_Description of the task_
Say how many lines include the word "that". Reply with nothing but the number.

_Record excerpts_
* BEGIN *
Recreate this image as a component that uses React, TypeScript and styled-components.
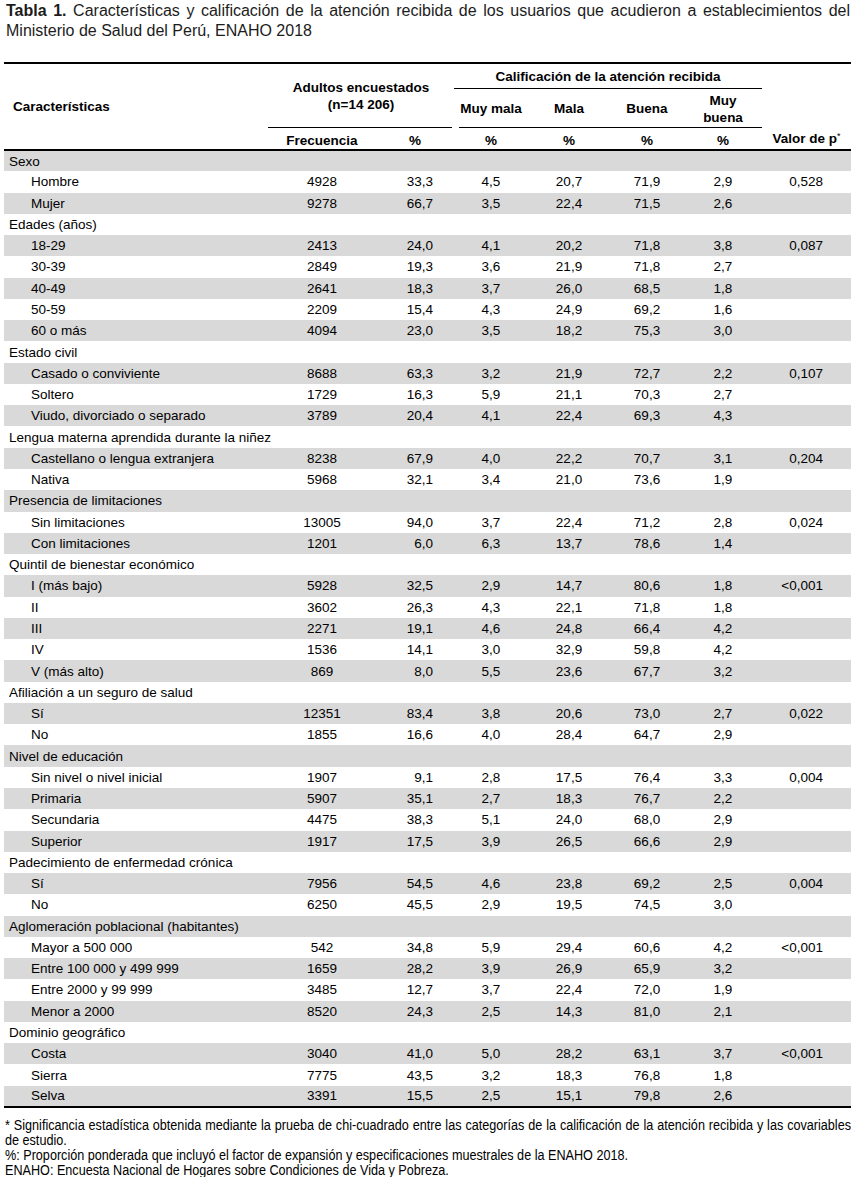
import React from "react"
import styled, { createGlobalStyle } from "styled-components"

type Item = [string, string, string, string, string, string, string]

interface Group {
  title: string
  p: string
  rows: Item[]
}

const groups: Group[] = [
  {
    title: "Sexo",
    p: "0,528",
    rows: [
      ["Hombre", "4928", "33,3", "4,5", "20,7", "71,9", "2,9"],
      ["Mujer", "9278", "66,7", "3,5", "22,4", "71,5", "2,6"],
    ],
  },
  {
    title: "Edades (años)",
    p: "0,087",
    rows: [
      ["18-29", "2413", "24,0", "4,1", "20,2", "71,8", "3,8"],
      ["30-39", "2849", "19,3", "3,6", "21,9", "71,8", "2,7"],
      ["40-49", "2641", "18,3", "3,7", "26,0", "68,5", "1,8"],
      ["50-59", "2209", "15,4", "4,3", "24,9", "69,2", "1,6"],
      ["60 o más", "4094", "23,0", "3,5", "18,2", "75,3", "3,0"],
    ],
  },
  {
    title: "Estado civil",
    p: "0,107",
    rows: [
      ["Casado o conviviente", "8688", "63,3", "3,2", "21,9", "72,7", "2,2"],
      ["Soltero", "1729", "16,3", "5,9", "21,1", "70,3", "2,7"],
      ["Viudo, divorciado o separado", "3789", "20,4", "4,1", "22,4", "69,3", "4,3"],
    ],
  },
  {
    title: "Lengua materna aprendida durante la niñez",
    p: "0,204",
    rows: [
      ["Castellano o lengua extranjera", "8238", "67,9", "4,0", "22,2", "70,7", "3,1"],
      ["Nativa", "5968", "32,1", "3,4", "21,0", "73,6", "1,9"],
    ],
  },
  {
    title: "Presencia de limitaciones",
    p: "0,024",
    rows: [
      ["Sin limitaciones", "13005", "94,0", "3,7", "22,4", "71,2", "2,8"],
      ["Con limitaciones", "1201", "6,0", "6,3", "13,7", "78,6", "1,4"],
    ],
  },
  {
    title: "Quintil de bienestar económico",
    p: "<0,001",
    rows: [
      ["I (más bajo)", "5928", "32,5", "2,9", "14,7", "80,6", "1,8"],
      ["II", "3602", "26,3", "4,3", "22,1", "71,8", "1,8"],
      ["III", "2271", "19,1", "4,6", "24,8", "66,4", "4,2"],
      ["IV", "1536", "14,1", "3,0", "32,9", "59,8", "4,2"],
      ["V (más alto)", "869", "8,0", "5,5", "23,6", "67,7", "3,2"],
    ],
  },
  {
    title: "Afiliación a un seguro de salud",
    p: "0,022",
    rows: [
      ["Sí", "12351", "83,4", "3,8", "20,6", "73,0", "2,7"],
      ["No", "1855", "16,6", "4,0", "28,4", "64,7", "2,9"],
    ],
  },
  {
    title: "Nivel de educación",
    p: "0,004",
    rows: [
      ["Sin nivel o nivel inicial", "1907", "9,1", "2,8", "17,5", "76,4", "3,3"],
      ["Primaria", "5907", "35,1", "2,7", "18,3", "76,7", "2,2"],
      ["Secundaria", "4475", "38,3", "5,1", "24,0", "68,0", "2,9"],
      ["Superior", "1917", "17,5", "3,9", "26,5", "66,6", "2,9"],
    ],
  },
  {
    title: "Padecimiento de enfermedad crónica",
    p: "0,004",
    rows: [
      ["Sí", "7956", "54,5", "4,6", "23,8", "69,2", "2,5"],
      ["No", "6250", "45,5", "2,9", "19,5", "74,5", "3,0"],
    ],
  },
  {
    title: "Aglomeración poblacional (habitantes)",
    p: "<0,001",
    rows: [
      ["Mayor a 500 000", "542", "34,8", "5,9", "29,4", "60,6", "4,2"],
      ["Entre 100 000 y 499 999", "1659", "28,2", "3,9", "26,9", "65,9", "3,2"],
      ["Entre 2000 y 99 999", "3485", "12,7", "3,7", "22,4", "72,0", "1,9"],
      ["Menor a 2000", "8520", "24,3", "2,5", "14,3", "81,0", "2,1"],
    ],
  },
  {
    title: "Dominio geográfico",
    p: "<0,001",
    rows: [
      ["Costa", "3040", "41,0", "5,0", "28,2", "63,1", "3,7"],
      ["Sierra", "7775", "43,5", "3,2", "18,3", "76,8", "1,8"],
      ["Selva", "3391", "15,5", "2,5", "15,1", "79,8", "2,6"],
    ],
  },
]

// widths of the eight columns, left to right
const colWidths = [264, 108, 78, 74, 82, 74, 78, 89]

// the notes use a narrow face; no narrow font is installed, so squeeze a regular one
const NARROW = 0.82

const App = () => {
  return (
    <Page>
      <GlobalStyle />
      <Caption>
        <CaptionLabel>Tabla 1.</CaptionLabel>
        <span>
          {" "}
          Características y calificación de la atención recibida de los usuarios que acudieron a establecimientos
          del Ministerio de Salud del Perú, ENAHO 2018
        </span>
      </Caption>

      <Table>
        <colgroup>
          {colWidths.map((w, i) => (
            <col key={i} style={{ width: w }} />
          ))}
        </colgroup>
        <thead>
          <HeadRow $h={26}>
            <HeadCell rowSpan={3} $align="left" $padLeft={9}>
              Características
            </HeadCell>
            <HeadCell colSpan={2} rowSpan={2} $rule $insetRight={2}>
              Adultos encuestados
              <br />
              (n=14 206)
            </HeadCell>
            <HeadCell colSpan={4} $rule>
              Calificación de la atención recibida
            </HeadCell>
            <HeadCell rowSpan={3} $valign="bottom" $padBottom={2}>
              Valor de p<Star>*</Star>
            </HeadCell>
          </HeadRow>
          <HeadRow $h={39}>
            <HeadCell $rule $insetLeft={5}>Muy mala</HeadCell>
            <HeadCell $rule>Mala</HeadCell>
            <HeadCell $rule>Buena</HeadCell>
            <HeadCell $rule>
              Muy
              <br />
              buena
            </HeadCell>
          </HeadRow>
          <HeadRow $h={22}>
            <HeadCell $padTop={3}>Frecuencia</HeadCell>
            <HeadCell $padTop={3}>%</HeadCell>
            <HeadCell $padTop={3}>%</HeadCell>
            <HeadCell $padTop={3}>%</HeadCell>
            <HeadCell $padTop={3}>%</HeadCell>
            <HeadCell $padTop={3}>%</HeadCell>
          </HeadRow>
        </thead>
        <tbody>
          {groups.map((g) => (
            <React.Fragment key={g.title}>
              <BodyRow>
                <LabelCell colSpan={8}>{g.title}</LabelCell>
              </BodyRow>
              {g.rows.map((r, i) => (
                <BodyRow key={g.title + r[0]}>
                  <LabelCell $sub>{r[0]}</LabelCell>
                  <NumCell>{r[1]}</NumCell>
                  <NumCell $align="right" $padRight={21}>
                    {r[2]}
                  </NumCell>
                  <NumCell>{r[3]}</NumCell>
                  <NumCell>{r[4]}</NumCell>
                  <NumCell>{r[5]}</NumCell>
                  <NumCell>{r[6]}</NumCell>
                  <NumCell $align="right" $padRight={28}>
                    {i === 0 ? g.p : ""}
                  </NumCell>
                </BodyRow>
              ))}
            </React.Fragment>
          ))}
        </tbody>
      </Table>

      <NotesClip>
        <Notes>
          <NoteJustified>
            * Significancia estadística obtenida mediante la prueba de chi-cuadrado entre las categorías de la
            calificación de la atención recibida y las covariables de estudio.
          </NoteJustified>
          <Note>
            %: Proporción ponderada que incluyó el factor de expansión y especificaciones muestrales de la ENAHO 2018.
          </Note>
          <Note>ENAHO: Encuesta Nacional de Hogares sobre Condiciones de Vida y Pobreza.</Note>
        </Notes>
      </NotesClip>
    </Page>
  )
}

const GlobalStyle = createGlobalStyle`
  body {
    margin: 0;
    background: #fff;
    overflow-x: hidden;
  }
`

const Page = styled.div`
  width: 847px;
  padding: 1px 5px 0 4px;
  font-family: "Liberation Sans", Arial, sans-serif;
  color: #000;
`

const Caption = styled.p`
  margin: 0 1px 0 2px;
  font-size: 16px;
  line-height: 20px;
  text-align: justify;
  color: #1c1c1c;
`

const CaptionLabel = styled.b`
  font-weight: bold;
`

const Table = styled.table`
  margin-top: 21px;
  width: 847px;
  table-layout: fixed;
  border-collapse: collapse;
  border-top: 2px solid #000;
  border-bottom: 2px solid #000;
  font-size: 13.5px;
  line-height: 17px;

  thead {
    border-bottom: 2px solid #000;
  }

  tbody tr:nth-child(odd) {
    background: #d9d9d9;
  }
`

const HeadRow = styled.tr<{ $h: number }>`
  height: ${({ $h }) => $h}px;
`

const HeadCell = styled.th<{
  $align?: "left" | "center"
  $valign?: "middle" | "bottom"
  $rule?: boolean
  $insetLeft?: number
  $insetRight?: number
  $padLeft?: number
  $padTop?: number
  $padBottom?: number
}>`
  padding: ${({ $padTop = 0, $padBottom = 0, $padLeft = 0 }) => `${$padTop}px 0 ${$padBottom}px ${$padLeft}px`};
  text-align: ${({ $align = "center" }) => $align};
  vertical-align: ${({ $valign = "middle" }) => $valign};
  font-weight: bold;
  color: #000;
  background: ${({ $rule, $insetLeft = 0, $insetRight = 0 }) =>
    $rule
      ? `linear-gradient(#000, #000) no-repeat ${$insetLeft}px 100% / calc(100% - ${$insetLeft + $insetRight}px) 1px`
      : "none"};
`

const Star = styled.span`
  font-size: 9px;
  font-weight: normal;
  vertical-align: top;
  line-height: 12px;
`

const BodyRow = styled.tr`
  height: 21.27px;
`

const LabelCell = styled.td<{ $sub?: boolean }>`
  padding: 0 0 0 ${({ $sub }) => ($sub ? 27 : 5)}px;
  text-align: left;
  vertical-align: middle;
  white-space: nowrap;
`

const NumCell = styled.td<{ $align?: "center" | "right"; $padRight?: number }>`
  padding: 0 ${({ $padRight = 0 }) => $padRight}px 0 0;
  text-align: ${({ $align = "center" }) => $align};
  vertical-align: middle;
`

const NotesClip = styled.div`
  margin: 9px 0 0 1px;
  width: 846px;
  overflow: hidden;
`

const Notes = styled.div`
  width: ${846 / NARROW}px;
  transform: scaleX(${NARROW});
  transform-origin: left top;
  font-family: "Liberation Sans", Arial, sans-serif;
  font-size: 15.4px;
  line-height: 15px;
  color: #000;
`

const Note = styled.p`
  margin: 0;
`

const NoteJustified = styled(Note)`
  text-align: justify;
`

export default App
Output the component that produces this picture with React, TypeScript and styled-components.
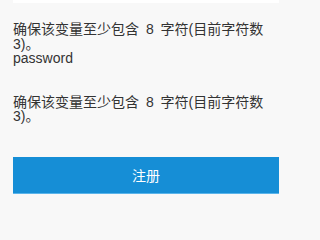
* END *
_The solution_
2